## Task details
Without the pictures, return all of the material exactly as written.

## Data block
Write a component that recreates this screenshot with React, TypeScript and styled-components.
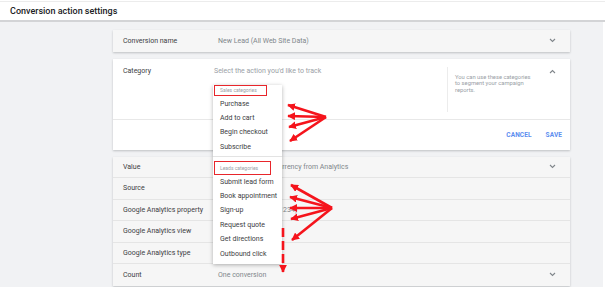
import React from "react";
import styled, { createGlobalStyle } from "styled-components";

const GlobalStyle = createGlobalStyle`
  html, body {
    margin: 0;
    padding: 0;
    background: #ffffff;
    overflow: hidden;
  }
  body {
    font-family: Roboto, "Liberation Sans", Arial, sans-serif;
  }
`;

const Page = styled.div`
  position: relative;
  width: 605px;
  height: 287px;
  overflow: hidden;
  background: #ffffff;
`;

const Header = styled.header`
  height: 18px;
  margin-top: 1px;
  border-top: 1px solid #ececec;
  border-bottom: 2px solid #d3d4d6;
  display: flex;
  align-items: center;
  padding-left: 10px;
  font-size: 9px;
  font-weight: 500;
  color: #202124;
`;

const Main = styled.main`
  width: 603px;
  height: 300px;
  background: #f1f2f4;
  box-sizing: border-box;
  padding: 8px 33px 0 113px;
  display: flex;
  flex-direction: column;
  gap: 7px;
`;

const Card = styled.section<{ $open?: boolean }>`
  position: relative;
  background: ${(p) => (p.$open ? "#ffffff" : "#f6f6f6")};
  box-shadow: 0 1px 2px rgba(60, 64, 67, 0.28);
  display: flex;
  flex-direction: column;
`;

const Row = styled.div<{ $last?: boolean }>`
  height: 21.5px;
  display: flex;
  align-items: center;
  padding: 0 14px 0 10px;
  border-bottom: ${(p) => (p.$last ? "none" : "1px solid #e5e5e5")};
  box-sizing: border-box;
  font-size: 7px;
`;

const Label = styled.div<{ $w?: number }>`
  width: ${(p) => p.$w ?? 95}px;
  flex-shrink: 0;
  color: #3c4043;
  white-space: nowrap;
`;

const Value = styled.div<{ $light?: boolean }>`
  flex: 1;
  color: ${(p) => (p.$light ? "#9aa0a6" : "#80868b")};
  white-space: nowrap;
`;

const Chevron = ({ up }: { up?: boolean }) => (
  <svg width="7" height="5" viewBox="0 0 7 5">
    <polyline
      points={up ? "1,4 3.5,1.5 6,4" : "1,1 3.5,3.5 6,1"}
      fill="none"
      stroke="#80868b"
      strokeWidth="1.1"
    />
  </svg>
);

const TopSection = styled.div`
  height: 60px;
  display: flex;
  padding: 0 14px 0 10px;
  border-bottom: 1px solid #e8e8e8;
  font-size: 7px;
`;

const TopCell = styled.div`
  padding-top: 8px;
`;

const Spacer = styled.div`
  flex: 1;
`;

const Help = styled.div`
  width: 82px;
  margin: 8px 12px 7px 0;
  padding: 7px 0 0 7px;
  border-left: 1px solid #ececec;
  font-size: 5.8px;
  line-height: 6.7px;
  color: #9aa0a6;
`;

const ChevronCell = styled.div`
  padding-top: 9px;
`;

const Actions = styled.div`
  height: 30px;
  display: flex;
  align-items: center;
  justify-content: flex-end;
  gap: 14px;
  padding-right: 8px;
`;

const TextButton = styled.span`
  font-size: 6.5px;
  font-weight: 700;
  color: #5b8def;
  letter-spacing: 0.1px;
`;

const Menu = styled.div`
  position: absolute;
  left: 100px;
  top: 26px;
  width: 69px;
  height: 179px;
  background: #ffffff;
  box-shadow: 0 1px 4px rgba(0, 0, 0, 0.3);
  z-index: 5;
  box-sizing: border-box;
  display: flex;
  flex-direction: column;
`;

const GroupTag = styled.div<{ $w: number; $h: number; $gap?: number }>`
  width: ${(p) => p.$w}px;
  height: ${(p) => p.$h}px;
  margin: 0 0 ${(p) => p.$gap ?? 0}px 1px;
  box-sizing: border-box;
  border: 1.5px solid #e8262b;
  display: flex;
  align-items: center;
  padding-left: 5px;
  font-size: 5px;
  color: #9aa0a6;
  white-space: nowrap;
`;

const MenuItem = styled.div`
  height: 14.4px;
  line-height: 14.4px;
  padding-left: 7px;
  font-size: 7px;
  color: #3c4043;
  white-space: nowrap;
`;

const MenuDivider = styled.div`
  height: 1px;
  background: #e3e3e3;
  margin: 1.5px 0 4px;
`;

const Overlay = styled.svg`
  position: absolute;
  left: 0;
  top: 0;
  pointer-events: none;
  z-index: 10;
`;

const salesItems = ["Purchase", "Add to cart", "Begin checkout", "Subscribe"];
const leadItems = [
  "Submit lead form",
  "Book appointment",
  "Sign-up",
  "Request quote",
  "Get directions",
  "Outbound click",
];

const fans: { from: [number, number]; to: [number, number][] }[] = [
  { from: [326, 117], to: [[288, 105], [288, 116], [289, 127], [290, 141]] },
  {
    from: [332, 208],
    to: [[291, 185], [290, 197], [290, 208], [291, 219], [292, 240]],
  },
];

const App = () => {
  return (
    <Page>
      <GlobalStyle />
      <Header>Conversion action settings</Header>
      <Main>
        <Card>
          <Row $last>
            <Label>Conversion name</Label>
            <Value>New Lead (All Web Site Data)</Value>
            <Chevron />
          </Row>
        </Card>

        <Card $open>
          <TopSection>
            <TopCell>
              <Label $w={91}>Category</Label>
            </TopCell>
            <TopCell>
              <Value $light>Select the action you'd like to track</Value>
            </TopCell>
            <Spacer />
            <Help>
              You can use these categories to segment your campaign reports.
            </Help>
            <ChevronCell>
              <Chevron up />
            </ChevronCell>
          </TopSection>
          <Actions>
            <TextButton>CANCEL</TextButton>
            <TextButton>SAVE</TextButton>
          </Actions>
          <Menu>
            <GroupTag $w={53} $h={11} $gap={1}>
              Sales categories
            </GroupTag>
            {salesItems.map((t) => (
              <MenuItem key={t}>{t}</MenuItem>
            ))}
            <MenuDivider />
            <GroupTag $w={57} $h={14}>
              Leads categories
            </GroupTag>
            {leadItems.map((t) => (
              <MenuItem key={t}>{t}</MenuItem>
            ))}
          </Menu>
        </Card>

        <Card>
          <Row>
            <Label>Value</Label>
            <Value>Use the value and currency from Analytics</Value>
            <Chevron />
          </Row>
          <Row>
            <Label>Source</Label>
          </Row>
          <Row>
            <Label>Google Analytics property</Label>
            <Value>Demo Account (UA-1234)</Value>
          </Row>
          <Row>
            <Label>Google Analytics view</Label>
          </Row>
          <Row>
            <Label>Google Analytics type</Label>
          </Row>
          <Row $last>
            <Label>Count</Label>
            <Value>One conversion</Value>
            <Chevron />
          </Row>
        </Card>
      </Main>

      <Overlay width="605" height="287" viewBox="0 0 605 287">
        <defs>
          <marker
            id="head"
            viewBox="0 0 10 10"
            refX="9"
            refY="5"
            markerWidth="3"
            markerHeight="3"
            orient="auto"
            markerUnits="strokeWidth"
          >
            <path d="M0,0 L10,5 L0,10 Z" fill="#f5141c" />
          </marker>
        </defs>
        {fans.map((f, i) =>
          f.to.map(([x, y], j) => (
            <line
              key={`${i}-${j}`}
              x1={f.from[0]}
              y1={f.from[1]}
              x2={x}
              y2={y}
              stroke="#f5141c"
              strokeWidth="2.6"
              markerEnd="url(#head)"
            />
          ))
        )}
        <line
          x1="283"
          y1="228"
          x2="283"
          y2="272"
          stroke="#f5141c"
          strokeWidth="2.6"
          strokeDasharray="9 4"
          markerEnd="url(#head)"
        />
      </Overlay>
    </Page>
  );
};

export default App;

## Response below
Write a component that recreates this screenshot with React, TypeScript and styled-components.
import React from "react";
import styled, { createGlobalStyle } from "styled-components";

const GlobalStyle = createGlobalStyle`
  html, body {
    margin: 0;
    padding: 0;
    background: #ffffff;
    overflow: hidden;
  }
  body {
    font-family: Roboto, "Liberation Sans", Arial, sans-serif;
  }
`;

const Page = styled.div`
  position: relative;
  width: 605px;
  height: 287px;
  overflow: hidden;
  background: #ffffff;
`;

const Header = styled.header`
  height: 18px;
  margin-top: 1px;
  border-top: 1px solid #ececec;
  border-bottom: 2px solid #d3d4d6;
  display: flex;
  align-items: center;
  padding-left: 10px;
  font-size: 9px;
  font-weight: 500;
  color: #202124;
`;

const Main = styled.main`
  width: 603px;
  height: 300px;
  background: #f1f2f4;
  box-sizing: border-box;
  padding: 8px 33px 0 113px;
  display: flex;
  flex-direction: column;
  gap: 7px;
`;

const Card = styled.section<{ $open?: boolean }>`
  position: relative;
  background: ${(p) => (p.$open ? "#ffffff" : "#f6f6f6")};
  box-shadow: 0 1px 2px rgba(60, 64, 67, 0.28);
  display: flex;
  flex-direction: column;
`;

const Row = styled.div<{ $last?: boolean }>`
  height: 21.5px;
  display: flex;
  align-items: center;
  padding: 0 14px 0 10px;
  border-bottom: ${(p) => (p.$last ? "none" : "1px solid #e5e5e5")};
  box-sizing: border-box;
  font-size: 7px;
`;

const Label = styled.div<{ $w?: number }>`
  width: ${(p) => p.$w ?? 95}px;
  flex-shrink: 0;
  color: #3c4043;
  white-space: nowrap;
`;

const Value = styled.div<{ $light?: boolean }>`
  flex: 1;
  color: ${(p) => (p.$light ? "#9aa0a6" : "#80868b")};
  white-space: nowrap;
`;

const Chevron = ({ up }: { up?: boolean }) => (
  <svg width="7" height="5" viewBox="0 0 7 5">
    <polyline
      points={up ? "1,4 3.5,1.5 6,4" : "1,1 3.5,3.5 6,1"}
      fill="none"
      stroke="#80868b"
      strokeWidth="1.1"
    />
  </svg>
);

const TopSection = styled.div`
  height: 60px;
  display: flex;
  padding: 0 14px 0 10px;
  border-bottom: 1px solid #e8e8e8;
  font-size: 7px;
`;

const TopCell = styled.div`
  padding-top: 8px;
`;

const Spacer = styled.div`
  flex: 1;
`;

const Help = styled.div`
  width: 82px;
  margin: 8px 12px 7px 0;
  padding: 7px 0 0 7px;
  border-left: 1px solid #ececec;
  font-size: 5.8px;
  line-height: 6.7px;
  color: #9aa0a6;
`;

const ChevronCell = styled.div`
  padding-top: 9px;
`;

const Actions = styled.div`
  height: 30px;
  display: flex;
  align-items: center;
  justify-content: flex-end;
  gap: 14px;
  padding-right: 8px;
`;

const TextButton = styled.span`
  font-size: 6.5px;
  font-weight: 700;
  color: #5b8def;
  letter-spacing: 0.1px;
`;

const Menu = styled.div`
  position: absolute;
  left: 100px;
  top: 26px;
  width: 69px;
  height: 179px;
  background: #ffffff;
  box-shadow: 0 1px 4px rgba(0, 0, 0, 0.3);
  z-index: 5;
  box-sizing: border-box;
  display: flex;
  flex-direction: column;
`;

const GroupTag = styled.div<{ $w: number; $h: number; $gap?: number }>`
  width: ${(p) => p.$w}px;
  height: ${(p) => p.$h}px;
  margin: 0 0 ${(p) => p.$gap ?? 0}px 1px;
  box-sizing: border-box;
  border: 1.5px solid #e8262b;
  display: flex;
  align-items: center;
  padding-left: 5px;
  font-size: 5px;
  color: #9aa0a6;
  white-space: nowrap;
`;

const MenuItem = styled.div`
  height: 14.4px;
  line-height: 14.4px;
  padding-left: 7px;
  font-size: 7px;
  color: #3c4043;
  white-space: nowrap;
`;

const MenuDivider = styled.div`
  height: 1px;
  background: #e3e3e3;
  margin: 1.5px 0 4px;
`;

const Overlay = styled.svg`
  position: absolute;
  left: 0;
  top: 0;
  pointer-events: none;
  z-index: 10;
`;

const salesItems = ["Purchase", "Add to cart", "Begin checkout", "Subscribe"];
const leadItems = [
  "Submit lead form",
  "Book appointment",
  "Sign-up",
  "Request quote",
  "Get directions",
  "Outbound click",
];

const fans: { from: [number, number]; to: [number, number][] }[] = [
  { from: [326, 117], to: [[288, 105], [288, 116], [289, 127], [290, 141]] },
  {
    from: [332, 208],
    to: [[291, 185], [290, 197], [290, 208], [291, 219], [292, 240]],
  },
];

const App = () => {
  return (
    <Page>
      <GlobalStyle />
      <Header>Conversion action settings</Header>
      <Main>
        <Card>
          <Row $last>
            <Label>Conversion name</Label>
            <Value>New Lead (All Web Site Data)</Value>
            <Chevron />
          </Row>
        </Card>

        <Card $open>
          <TopSection>
            <TopCell>
              <Label $w={91}>Category</Label>
            </TopCell>
            <TopCell>
              <Value $light>Select the action you'd like to track</Value>
            </TopCell>
            <Spacer />
            <Help>
              You can use these categories to segment your campaign reports.
            </Help>
            <ChevronCell>
              <Chevron up />
            </ChevronCell>
          </TopSection>
          <Actions>
            <TextButton>CANCEL</TextButton>
            <TextButton>SAVE</TextButton>
          </Actions>
          <Menu>
            <GroupTag $w={53} $h={11} $gap={1}>
              Sales categories
            </GroupTag>
            {salesItems.map((t) => (
              <MenuItem key={t}>{t}</MenuItem>
            ))}
            <MenuDivider />
            <GroupTag $w={57} $h={14}>
              Leads categories
            </GroupTag>
            {leadItems.map((t) => (
              <MenuItem key={t}>{t}</MenuItem>
            ))}
          </Menu>
        </Card>

        <Card>
          <Row>
            <Label>Value</Label>
            <Value>Use the value and currency from Analytics</Value>
            <Chevron />
          </Row>
          <Row>
            <Label>Source</Label>
          </Row>
          <Row>
            <Label>Google Analytics property</Label>
            <Value>Demo Account (UA-1234)</Value>
          </Row>
          <Row>
            <Label>Google Analytics view</Label>
          </Row>
          <Row>
            <Label>Google Analytics type</Label>
          </Row>
          <Row $last>
            <Label>Count</Label>
            <Value>One conversion</Value>
            <Chevron />
          </Row>
        </Card>
      </Main>

      <Overlay width="605" height="287" viewBox="0 0 605 287">
        <defs>
          <marker
            id="head"
            viewBox="0 0 10 10"
            refX="9"
            refY="5"
            markerWidth="3"
            markerHeight="3"
            orient="auto"
            markerUnits="strokeWidth"
          >
            <path d="M0,0 L10,5 L0,10 Z" fill="#f5141c" />
          </marker>
        </defs>
        {fans.map((f, i) =>
          f.to.map(([x, y], j) => (
            <line
              key={`${i}-${j}`}
              x1={f.from[0]}
              y1={f.from[1]}
              x2={x}
              y2={y}
              stroke="#f5141c"
              strokeWidth="2.6"
              markerEnd="url(#head)"
            />
          ))
        )}
        <line
          x1="283"
          y1="228"
          x2="283"
          y2="272"
          stroke="#f5141c"
          strokeWidth="2.6"
          strokeDasharray="9 4"
          markerEnd="url(#head)"
        />
      </Overlay>
    </Page>
  );
};

export default App;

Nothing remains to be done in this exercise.